Stored entries
+++++
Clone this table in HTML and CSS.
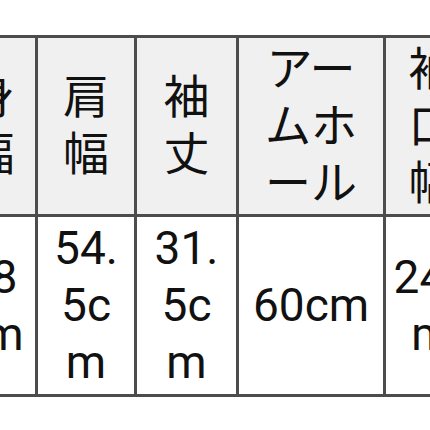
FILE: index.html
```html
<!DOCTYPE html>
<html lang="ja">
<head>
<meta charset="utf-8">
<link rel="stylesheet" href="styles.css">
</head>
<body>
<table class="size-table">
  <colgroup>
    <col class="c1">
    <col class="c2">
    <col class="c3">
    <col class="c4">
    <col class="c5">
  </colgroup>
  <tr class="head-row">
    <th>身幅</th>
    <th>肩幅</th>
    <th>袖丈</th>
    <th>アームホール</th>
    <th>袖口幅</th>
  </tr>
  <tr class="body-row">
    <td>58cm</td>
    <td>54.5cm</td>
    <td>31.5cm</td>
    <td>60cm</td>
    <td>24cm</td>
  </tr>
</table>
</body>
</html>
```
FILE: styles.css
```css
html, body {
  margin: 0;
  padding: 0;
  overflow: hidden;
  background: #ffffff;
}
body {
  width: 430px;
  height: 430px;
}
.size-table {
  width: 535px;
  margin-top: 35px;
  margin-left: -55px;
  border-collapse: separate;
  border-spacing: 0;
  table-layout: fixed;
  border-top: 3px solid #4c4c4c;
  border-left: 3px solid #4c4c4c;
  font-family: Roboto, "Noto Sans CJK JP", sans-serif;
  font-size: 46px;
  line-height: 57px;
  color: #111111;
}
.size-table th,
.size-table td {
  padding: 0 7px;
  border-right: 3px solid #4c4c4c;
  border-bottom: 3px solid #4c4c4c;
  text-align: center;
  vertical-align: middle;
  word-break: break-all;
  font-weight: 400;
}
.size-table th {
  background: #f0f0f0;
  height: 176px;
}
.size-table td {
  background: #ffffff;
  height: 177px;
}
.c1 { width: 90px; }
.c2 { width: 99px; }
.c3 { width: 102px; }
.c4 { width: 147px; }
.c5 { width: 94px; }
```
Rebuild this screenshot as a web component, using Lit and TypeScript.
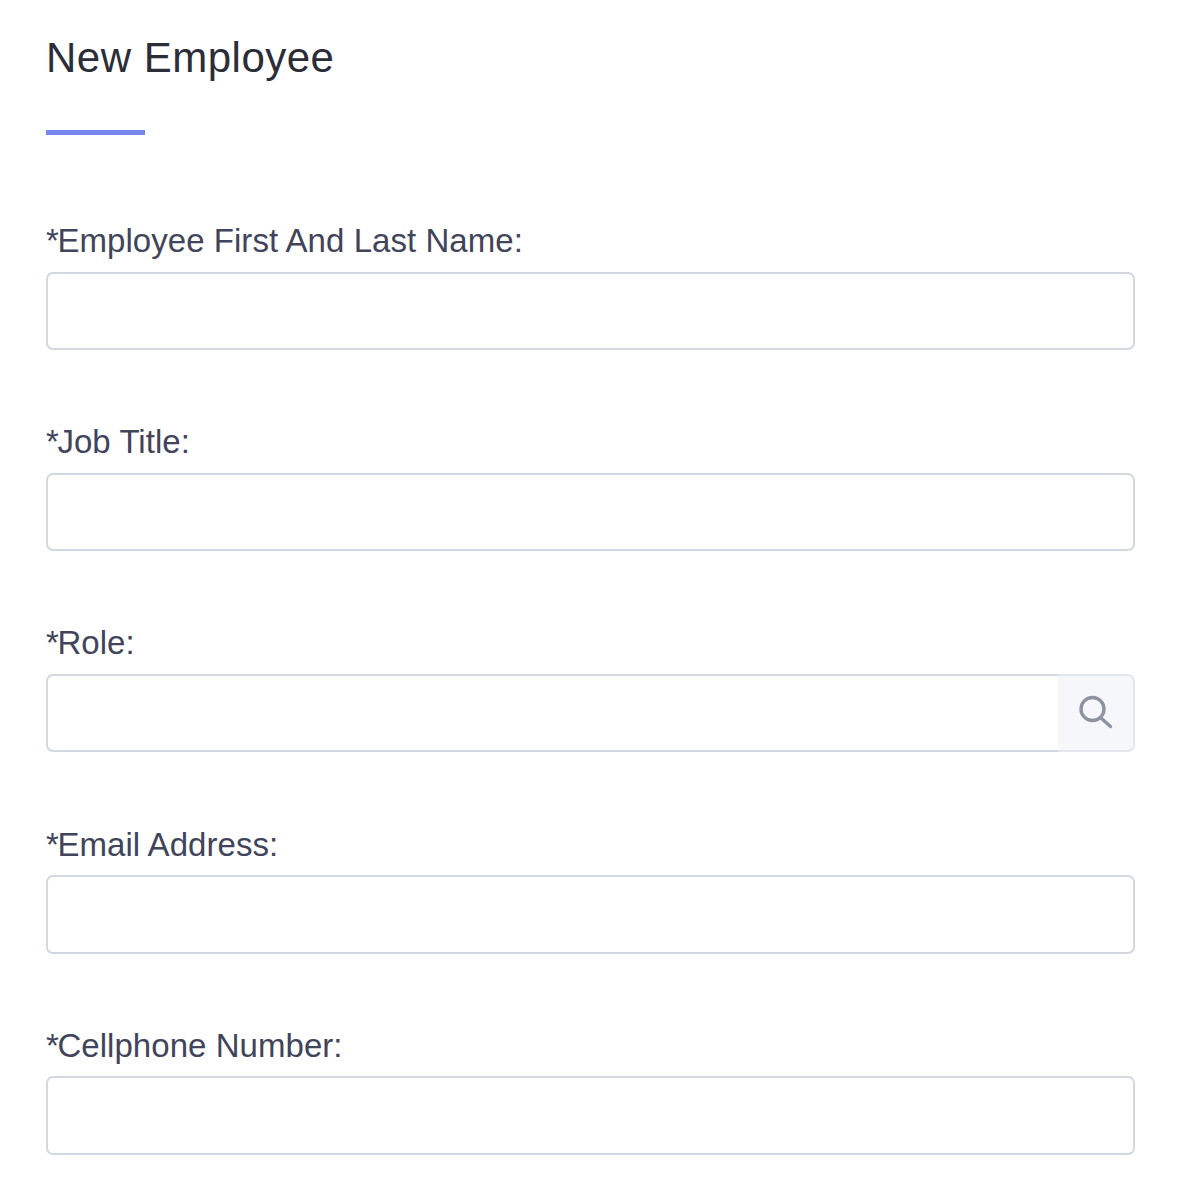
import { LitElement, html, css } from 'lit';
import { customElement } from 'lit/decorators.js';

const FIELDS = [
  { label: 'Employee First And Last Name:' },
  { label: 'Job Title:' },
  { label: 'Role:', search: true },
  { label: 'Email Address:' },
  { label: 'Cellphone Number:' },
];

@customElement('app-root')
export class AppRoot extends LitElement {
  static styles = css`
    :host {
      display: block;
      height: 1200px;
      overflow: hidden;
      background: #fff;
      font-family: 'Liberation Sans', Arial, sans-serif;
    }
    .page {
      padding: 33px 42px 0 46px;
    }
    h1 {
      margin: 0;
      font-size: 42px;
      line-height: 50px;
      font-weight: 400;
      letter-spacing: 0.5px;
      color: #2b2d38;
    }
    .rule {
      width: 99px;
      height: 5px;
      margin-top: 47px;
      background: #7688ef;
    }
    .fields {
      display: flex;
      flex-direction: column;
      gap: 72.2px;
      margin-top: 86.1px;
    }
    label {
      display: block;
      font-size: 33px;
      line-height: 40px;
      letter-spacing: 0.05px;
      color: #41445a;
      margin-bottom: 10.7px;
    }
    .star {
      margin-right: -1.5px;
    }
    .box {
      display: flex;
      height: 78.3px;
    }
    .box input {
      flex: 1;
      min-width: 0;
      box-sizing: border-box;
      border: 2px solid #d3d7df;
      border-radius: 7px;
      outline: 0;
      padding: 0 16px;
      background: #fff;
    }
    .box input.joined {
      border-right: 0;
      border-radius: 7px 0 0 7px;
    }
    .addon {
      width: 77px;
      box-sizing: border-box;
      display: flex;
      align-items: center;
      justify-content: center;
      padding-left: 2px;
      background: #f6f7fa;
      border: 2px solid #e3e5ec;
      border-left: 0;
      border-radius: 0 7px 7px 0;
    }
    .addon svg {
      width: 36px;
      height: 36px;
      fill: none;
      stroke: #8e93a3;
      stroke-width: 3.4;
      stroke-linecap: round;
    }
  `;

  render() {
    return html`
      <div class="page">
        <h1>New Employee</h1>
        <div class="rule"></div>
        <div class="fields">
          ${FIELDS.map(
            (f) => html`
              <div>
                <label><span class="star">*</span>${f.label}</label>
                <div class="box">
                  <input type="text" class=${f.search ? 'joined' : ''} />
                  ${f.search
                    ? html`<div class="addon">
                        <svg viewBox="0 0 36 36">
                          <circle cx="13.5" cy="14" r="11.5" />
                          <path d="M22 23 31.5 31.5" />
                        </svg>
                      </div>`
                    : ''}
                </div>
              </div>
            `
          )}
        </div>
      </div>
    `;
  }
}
+++++
*Task requirements*
Restate the whole listing above exactly, except for its images.

*Solution for this task*
Clone this table in HTML and CSS.
FILE: index.html
```html
<!DOCTYPE html>
<html lang="ja">
<head>
<meta charset="utf-8">
<link rel="stylesheet" href="styles.css">
</head>
<body>
<table class="size-table">
  <colgroup>
    <col class="c1">
    <col class="c2">
    <col class="c3">
    <col class="c4">
    <col class="c5">
  </colgroup>
  <tr class="head-row">
    <th>身幅</th>
    <th>肩幅</th>
    <th>袖丈</th>
    <th>アームホール</th>
    <th>袖口幅</th>
  </tr>
  <tr class="body-row">
    <td>58cm</td>
    <td>54.5cm</td>
    <td>31.5cm</td>
    <td>60cm</td>
    <td>24cm</td>
  </tr>
</table>
</body>
</html>
```
FILE: styles.css
```css
html, body {
  margin: 0;
  padding: 0;
  overflow: hidden;
  background: #ffffff;
}
body {
  width: 430px;
  height: 430px;
}
.size-table {
  width: 535px;
  margin-top: 35px;
  margin-left: -55px;
  border-collapse: separate;
  border-spacing: 0;
  table-layout: fixed;
  border-top: 3px solid #4c4c4c;
  border-left: 3px solid #4c4c4c;
  font-family: Roboto, "Noto Sans CJK JP", sans-serif;
  font-size: 46px;
  line-height: 57px;
  color: #111111;
}
.size-table th,
.size-table td {
  padding: 0 7px;
  border-right: 3px solid #4c4c4c;
  border-bottom: 3px solid #4c4c4c;
  text-align: center;
  vertical-align: middle;
  word-break: break-all;
  font-weight: 400;
}
.size-table th {
  background: #f0f0f0;
  height: 176px;
}
.size-table td {
  background: #ffffff;
  height: 177px;
}
.c1 { width: 90px; }
.c2 { width: 99px; }
.c3 { width: 102px; }
.c4 { width: 147px; }
.c5 { width: 94px; }
```
Rebuild this screenshot as a web component, using Lit and TypeScript.
import { LitElement, html, css } from 'lit';
import { customElement } from 'lit/decorators.js';

const FIELDS = [
  { label: 'Employee First And Last Name:' },
  { label: 'Job Title:' },
  { label: 'Role:', search: true },
  { label: 'Email Address:' },
  { label: 'Cellphone Number:' },
];

@customElement('app-root')
export class AppRoot extends LitElement {
  static styles = css`
    :host {
      display: block;
      height: 1200px;
      overflow: hidden;
      background: #fff;
      font-family: 'Liberation Sans', Arial, sans-serif;
    }
    .page {
      padding: 33px 42px 0 46px;
    }
    h1 {
      margin: 0;
      font-size: 42px;
      line-height: 50px;
      font-weight: 400;
      letter-spacing: 0.5px;
      color: #2b2d38;
    }
    .rule {
      width: 99px;
      height: 5px;
      margin-top: 47px;
      background: #7688ef;
    }
    .fields {
      display: flex;
      flex-direction: column;
      gap: 72.2px;
      margin-top: 86.1px;
    }
    label {
      display: block;
      font-size: 33px;
      line-height: 40px;
      letter-spacing: 0.05px;
      color: #41445a;
      margin-bottom: 10.7px;
    }
    .star {
      margin-right: -1.5px;
    }
    .box {
      display: flex;
      height: 78.3px;
    }
    .box input {
      flex: 1;
      min-width: 0;
      box-sizing: border-box;
      border: 2px solid #d3d7df;
      border-radius: 7px;
      outline: 0;
      padding: 0 16px;
      background: #fff;
    }
    .box input.joined {
      border-right: 0;
      border-radius: 7px 0 0 7px;
    }
    .addon {
      width: 77px;
      box-sizing: border-box;
      display: flex;
      align-items: center;
      justify-content: center;
      padding-left: 2px;
      background: #f6f7fa;
      border: 2px solid #e3e5ec;
      border-left: 0;
      border-radius: 0 7px 7px 0;
    }
    .addon svg {
      width: 36px;
      height: 36px;
      fill: none;
      stroke: #8e93a3;
      stroke-width: 3.4;
      stroke-linecap: round;
    }
  `;

  render() {
    return html`
      <div class="page">
        <h1>New Employee</h1>
        <div class="rule"></div>
        <div class="fields">
          ${FIELDS.map(
            (f) => html`
              <div>
                <label><span class="star">*</span>${f.label}</label>
                <div class="box">
                  <input type="text" class=${f.search ? 'joined' : ''} />
                  ${f.search
                    ? html`<div class="addon">
                        <svg viewBox="0 0 36 36">
                          <circle cx="13.5" cy="14" r="11.5" />
                          <path d="M22 23 31.5 31.5" />
                        </svg>
                      </div>`
                    : ''}
                </div>
              </div>
            `
          )}
        </div>
      </div>
    `;
  }
}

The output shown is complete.